# Problem description
Return only those lines from the line containing "Emit a component" to the line containing "type Mark = [y: number, height: number, color: string];", both included, and please omit the pictures.

# Given data
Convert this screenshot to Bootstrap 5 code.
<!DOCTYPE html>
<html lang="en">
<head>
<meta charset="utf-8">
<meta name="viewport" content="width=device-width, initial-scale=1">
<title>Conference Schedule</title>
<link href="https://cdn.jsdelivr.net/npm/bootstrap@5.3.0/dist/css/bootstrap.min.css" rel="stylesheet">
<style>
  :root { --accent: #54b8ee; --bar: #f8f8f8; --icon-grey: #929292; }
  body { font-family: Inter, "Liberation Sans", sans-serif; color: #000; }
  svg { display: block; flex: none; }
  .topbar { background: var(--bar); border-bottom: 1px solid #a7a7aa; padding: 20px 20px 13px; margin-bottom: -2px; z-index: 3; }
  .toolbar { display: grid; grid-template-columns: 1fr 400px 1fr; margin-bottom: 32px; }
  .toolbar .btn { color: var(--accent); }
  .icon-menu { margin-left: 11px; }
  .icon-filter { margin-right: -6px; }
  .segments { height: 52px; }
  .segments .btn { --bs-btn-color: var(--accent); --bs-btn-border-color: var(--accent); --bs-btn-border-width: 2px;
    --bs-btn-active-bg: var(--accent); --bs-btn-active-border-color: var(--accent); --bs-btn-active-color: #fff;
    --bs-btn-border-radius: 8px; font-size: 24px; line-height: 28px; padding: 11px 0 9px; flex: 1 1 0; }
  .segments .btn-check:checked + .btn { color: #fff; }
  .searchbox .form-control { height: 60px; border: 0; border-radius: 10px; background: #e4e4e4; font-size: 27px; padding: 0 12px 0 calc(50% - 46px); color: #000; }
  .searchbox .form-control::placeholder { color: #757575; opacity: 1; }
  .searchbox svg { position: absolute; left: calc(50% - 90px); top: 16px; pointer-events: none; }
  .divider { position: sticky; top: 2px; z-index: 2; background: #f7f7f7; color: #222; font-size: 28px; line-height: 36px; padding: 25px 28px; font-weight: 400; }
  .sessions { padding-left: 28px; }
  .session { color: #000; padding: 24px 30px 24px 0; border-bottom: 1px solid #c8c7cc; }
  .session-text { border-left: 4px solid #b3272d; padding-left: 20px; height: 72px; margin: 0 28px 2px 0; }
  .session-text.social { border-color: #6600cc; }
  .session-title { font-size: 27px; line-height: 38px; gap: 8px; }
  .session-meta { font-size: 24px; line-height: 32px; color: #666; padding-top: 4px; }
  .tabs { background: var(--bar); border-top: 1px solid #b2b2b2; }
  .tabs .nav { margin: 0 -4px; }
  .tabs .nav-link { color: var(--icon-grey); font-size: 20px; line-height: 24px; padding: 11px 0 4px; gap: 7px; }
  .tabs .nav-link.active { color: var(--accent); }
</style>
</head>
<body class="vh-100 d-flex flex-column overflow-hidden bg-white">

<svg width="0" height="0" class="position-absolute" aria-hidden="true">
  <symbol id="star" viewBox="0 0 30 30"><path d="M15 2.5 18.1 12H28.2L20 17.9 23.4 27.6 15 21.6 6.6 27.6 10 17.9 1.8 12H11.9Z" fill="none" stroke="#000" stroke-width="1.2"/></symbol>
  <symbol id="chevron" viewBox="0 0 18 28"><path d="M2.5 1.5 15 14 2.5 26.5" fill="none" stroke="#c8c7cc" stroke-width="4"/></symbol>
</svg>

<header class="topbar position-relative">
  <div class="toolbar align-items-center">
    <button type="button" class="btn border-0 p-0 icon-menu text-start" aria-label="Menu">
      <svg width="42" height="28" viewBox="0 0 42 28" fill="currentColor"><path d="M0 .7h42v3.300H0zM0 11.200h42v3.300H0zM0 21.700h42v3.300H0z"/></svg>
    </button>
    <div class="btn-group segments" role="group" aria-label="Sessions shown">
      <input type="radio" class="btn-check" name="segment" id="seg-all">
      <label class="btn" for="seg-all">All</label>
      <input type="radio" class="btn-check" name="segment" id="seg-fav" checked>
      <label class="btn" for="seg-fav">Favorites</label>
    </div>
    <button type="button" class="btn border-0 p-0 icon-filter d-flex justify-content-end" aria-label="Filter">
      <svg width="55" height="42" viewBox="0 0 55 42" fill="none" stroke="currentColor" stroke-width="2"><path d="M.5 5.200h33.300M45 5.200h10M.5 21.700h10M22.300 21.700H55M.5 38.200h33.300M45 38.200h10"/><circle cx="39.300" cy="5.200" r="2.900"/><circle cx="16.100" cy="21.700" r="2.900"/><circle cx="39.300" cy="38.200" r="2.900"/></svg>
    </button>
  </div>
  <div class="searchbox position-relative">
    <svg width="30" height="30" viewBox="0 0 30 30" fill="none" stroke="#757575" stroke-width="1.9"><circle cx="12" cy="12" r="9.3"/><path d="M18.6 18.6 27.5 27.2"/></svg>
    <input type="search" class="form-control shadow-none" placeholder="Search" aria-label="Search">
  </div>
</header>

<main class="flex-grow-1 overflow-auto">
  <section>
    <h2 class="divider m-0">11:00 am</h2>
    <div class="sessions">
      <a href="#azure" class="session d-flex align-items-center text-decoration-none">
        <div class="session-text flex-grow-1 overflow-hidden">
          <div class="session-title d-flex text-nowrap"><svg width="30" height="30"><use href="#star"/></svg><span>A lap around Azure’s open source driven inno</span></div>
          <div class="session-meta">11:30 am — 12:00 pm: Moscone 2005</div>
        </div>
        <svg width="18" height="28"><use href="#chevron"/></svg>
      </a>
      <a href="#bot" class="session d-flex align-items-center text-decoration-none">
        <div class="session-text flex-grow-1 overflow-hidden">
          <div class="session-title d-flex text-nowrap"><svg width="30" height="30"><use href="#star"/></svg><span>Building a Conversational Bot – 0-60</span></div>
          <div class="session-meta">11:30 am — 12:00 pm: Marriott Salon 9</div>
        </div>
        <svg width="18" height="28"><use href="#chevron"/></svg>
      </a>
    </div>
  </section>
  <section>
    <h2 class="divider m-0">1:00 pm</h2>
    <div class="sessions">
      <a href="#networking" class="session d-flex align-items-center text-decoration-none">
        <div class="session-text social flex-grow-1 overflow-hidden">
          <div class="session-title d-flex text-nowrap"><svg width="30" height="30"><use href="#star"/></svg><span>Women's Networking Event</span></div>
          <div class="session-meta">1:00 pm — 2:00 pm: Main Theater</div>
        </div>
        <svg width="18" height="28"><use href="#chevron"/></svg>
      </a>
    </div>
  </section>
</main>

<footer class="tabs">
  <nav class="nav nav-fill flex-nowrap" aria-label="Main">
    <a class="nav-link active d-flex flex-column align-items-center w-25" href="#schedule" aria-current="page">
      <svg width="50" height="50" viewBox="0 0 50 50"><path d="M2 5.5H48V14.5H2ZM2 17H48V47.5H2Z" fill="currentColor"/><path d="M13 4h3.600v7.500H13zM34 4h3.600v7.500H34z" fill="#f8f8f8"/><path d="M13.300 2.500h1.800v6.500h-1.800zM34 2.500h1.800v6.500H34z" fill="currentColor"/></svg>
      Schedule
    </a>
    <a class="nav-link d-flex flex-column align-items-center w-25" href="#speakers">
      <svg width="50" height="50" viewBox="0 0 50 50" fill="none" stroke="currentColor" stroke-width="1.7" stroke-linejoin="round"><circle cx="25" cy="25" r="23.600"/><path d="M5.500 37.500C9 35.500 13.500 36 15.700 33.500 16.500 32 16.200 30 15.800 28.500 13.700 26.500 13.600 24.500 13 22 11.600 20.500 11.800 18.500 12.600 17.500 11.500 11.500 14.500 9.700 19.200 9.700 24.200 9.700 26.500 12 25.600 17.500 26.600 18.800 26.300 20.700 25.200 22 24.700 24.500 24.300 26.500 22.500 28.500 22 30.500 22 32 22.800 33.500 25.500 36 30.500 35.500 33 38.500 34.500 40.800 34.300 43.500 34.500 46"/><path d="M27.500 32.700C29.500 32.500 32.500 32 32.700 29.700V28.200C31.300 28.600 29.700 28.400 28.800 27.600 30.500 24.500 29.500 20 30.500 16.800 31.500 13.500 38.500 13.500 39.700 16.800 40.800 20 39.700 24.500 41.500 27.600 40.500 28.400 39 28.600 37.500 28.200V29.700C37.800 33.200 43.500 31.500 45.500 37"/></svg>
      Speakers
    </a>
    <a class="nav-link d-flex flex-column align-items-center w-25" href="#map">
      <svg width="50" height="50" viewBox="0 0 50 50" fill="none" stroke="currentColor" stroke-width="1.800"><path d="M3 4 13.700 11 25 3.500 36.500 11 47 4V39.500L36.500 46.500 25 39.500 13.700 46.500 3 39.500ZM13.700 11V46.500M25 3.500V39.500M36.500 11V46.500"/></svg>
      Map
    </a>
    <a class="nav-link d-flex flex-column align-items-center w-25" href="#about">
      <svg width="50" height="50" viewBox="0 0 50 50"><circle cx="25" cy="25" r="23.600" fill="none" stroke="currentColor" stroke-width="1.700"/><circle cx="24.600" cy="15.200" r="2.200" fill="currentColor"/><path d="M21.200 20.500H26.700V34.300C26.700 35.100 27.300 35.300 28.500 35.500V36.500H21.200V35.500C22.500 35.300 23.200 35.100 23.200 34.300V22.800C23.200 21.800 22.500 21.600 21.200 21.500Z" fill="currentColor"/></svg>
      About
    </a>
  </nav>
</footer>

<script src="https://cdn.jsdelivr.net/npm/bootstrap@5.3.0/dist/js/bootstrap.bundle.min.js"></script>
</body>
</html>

---

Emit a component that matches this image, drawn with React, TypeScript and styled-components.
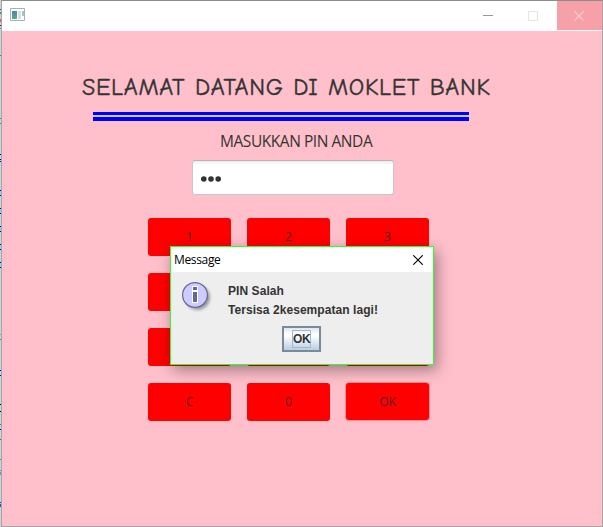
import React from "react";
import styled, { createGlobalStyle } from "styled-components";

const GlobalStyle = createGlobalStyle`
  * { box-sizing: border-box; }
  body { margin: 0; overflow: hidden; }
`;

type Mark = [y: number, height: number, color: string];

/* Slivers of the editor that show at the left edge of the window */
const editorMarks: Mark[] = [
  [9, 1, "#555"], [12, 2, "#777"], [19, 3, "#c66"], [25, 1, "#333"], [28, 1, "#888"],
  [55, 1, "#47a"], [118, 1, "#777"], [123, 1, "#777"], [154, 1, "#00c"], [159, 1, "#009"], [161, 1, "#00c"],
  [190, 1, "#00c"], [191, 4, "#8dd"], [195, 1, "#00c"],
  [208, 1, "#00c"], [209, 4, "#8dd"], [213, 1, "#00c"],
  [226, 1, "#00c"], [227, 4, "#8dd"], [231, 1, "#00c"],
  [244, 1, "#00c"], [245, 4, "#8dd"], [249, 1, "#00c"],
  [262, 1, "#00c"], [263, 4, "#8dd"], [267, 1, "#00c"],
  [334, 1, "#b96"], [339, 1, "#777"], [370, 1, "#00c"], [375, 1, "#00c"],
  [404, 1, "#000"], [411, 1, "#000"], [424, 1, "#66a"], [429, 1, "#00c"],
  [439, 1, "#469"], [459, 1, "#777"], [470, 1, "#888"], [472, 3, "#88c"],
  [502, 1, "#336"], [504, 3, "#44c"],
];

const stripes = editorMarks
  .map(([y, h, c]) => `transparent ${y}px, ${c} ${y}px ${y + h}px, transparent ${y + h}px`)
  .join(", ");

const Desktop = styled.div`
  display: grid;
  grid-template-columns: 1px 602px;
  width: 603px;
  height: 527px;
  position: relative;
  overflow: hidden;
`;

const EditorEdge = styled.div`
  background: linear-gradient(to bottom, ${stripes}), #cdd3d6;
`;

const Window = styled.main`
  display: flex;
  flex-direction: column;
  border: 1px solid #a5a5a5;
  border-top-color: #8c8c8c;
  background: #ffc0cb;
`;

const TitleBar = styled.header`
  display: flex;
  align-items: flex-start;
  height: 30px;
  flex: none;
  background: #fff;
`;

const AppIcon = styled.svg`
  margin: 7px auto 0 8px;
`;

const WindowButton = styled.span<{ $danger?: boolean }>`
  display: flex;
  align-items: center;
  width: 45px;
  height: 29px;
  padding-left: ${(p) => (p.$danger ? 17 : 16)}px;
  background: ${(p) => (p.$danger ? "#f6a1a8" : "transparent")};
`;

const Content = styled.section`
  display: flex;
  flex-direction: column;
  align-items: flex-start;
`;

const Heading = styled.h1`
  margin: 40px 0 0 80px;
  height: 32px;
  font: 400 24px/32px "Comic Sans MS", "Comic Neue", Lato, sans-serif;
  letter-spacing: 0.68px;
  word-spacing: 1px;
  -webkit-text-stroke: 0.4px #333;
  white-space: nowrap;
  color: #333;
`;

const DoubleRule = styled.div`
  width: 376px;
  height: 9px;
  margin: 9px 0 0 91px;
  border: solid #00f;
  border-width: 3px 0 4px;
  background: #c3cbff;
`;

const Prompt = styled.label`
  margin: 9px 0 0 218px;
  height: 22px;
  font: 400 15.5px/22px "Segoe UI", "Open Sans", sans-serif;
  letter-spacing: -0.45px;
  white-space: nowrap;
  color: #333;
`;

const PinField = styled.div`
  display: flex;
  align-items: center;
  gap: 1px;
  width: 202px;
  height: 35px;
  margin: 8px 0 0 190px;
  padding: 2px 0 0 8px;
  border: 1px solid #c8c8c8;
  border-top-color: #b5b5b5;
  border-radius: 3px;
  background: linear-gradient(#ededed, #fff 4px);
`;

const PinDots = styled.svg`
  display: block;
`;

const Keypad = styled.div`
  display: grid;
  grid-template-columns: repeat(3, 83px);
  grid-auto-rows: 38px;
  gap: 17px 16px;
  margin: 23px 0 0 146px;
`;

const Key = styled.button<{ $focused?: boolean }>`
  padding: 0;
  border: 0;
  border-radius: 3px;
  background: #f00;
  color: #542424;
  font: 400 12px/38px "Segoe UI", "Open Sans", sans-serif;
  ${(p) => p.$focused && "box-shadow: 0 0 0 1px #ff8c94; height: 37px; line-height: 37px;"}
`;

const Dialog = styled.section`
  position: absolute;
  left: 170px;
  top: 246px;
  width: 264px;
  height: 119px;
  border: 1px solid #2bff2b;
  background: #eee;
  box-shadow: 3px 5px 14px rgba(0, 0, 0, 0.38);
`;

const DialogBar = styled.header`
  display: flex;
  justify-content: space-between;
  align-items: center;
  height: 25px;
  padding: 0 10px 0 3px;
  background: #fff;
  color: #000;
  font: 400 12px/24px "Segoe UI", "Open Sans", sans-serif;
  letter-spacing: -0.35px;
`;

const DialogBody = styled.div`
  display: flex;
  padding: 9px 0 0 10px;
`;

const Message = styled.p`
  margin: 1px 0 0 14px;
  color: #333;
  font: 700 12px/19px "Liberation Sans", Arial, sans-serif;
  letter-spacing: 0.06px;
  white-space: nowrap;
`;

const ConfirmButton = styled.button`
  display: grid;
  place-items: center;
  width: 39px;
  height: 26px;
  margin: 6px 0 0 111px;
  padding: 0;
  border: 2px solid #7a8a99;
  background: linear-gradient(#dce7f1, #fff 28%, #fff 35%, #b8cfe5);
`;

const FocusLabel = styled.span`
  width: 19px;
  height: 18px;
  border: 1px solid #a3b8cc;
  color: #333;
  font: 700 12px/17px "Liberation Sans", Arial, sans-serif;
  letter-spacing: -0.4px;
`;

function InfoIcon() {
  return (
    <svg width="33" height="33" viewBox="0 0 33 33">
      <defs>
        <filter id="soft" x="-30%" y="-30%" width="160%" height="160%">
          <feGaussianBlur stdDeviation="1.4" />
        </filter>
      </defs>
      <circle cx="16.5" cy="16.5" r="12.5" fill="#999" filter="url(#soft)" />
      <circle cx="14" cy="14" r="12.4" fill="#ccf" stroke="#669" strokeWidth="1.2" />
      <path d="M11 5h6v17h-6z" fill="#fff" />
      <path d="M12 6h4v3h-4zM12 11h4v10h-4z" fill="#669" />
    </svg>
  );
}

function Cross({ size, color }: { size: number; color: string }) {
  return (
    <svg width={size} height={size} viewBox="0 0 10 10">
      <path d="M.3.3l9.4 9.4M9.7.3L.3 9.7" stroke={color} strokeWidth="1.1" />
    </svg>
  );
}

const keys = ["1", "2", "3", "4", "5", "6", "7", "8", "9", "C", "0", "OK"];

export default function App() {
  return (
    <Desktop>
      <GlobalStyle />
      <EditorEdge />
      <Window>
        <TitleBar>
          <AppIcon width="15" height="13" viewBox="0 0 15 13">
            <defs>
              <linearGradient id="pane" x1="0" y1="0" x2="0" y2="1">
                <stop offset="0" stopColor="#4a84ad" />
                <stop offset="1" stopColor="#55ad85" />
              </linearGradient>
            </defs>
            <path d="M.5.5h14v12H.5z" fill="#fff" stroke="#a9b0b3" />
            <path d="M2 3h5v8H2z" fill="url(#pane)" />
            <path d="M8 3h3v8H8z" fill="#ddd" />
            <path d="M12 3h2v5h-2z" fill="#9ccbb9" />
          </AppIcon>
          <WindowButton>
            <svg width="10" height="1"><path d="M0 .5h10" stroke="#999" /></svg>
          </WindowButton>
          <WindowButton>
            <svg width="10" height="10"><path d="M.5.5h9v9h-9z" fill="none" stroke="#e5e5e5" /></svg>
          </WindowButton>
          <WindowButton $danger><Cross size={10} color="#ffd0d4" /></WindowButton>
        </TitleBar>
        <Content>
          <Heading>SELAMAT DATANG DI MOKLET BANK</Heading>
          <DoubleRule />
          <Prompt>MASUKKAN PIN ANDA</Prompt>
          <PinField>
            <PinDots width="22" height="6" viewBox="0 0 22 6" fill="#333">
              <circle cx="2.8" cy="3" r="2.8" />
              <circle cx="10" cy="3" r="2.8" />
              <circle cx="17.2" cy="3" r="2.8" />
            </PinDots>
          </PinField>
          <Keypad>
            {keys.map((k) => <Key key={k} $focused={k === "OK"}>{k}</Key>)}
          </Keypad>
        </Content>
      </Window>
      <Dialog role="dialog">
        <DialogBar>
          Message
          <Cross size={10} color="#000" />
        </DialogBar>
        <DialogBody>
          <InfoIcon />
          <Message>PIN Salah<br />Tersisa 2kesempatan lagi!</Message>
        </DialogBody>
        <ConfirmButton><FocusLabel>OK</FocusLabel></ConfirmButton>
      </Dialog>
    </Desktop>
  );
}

# Task response
Emit a component that matches this image, drawn with React, TypeScript and styled-components.
import React from "react";
import styled, { createGlobalStyle } from "styled-components";

const GlobalStyle = createGlobalStyle`
  * { box-sizing: border-box; }
  body { margin: 0; overflow: hidden; }
`;

type Mark = [y: number, height: number, color: string];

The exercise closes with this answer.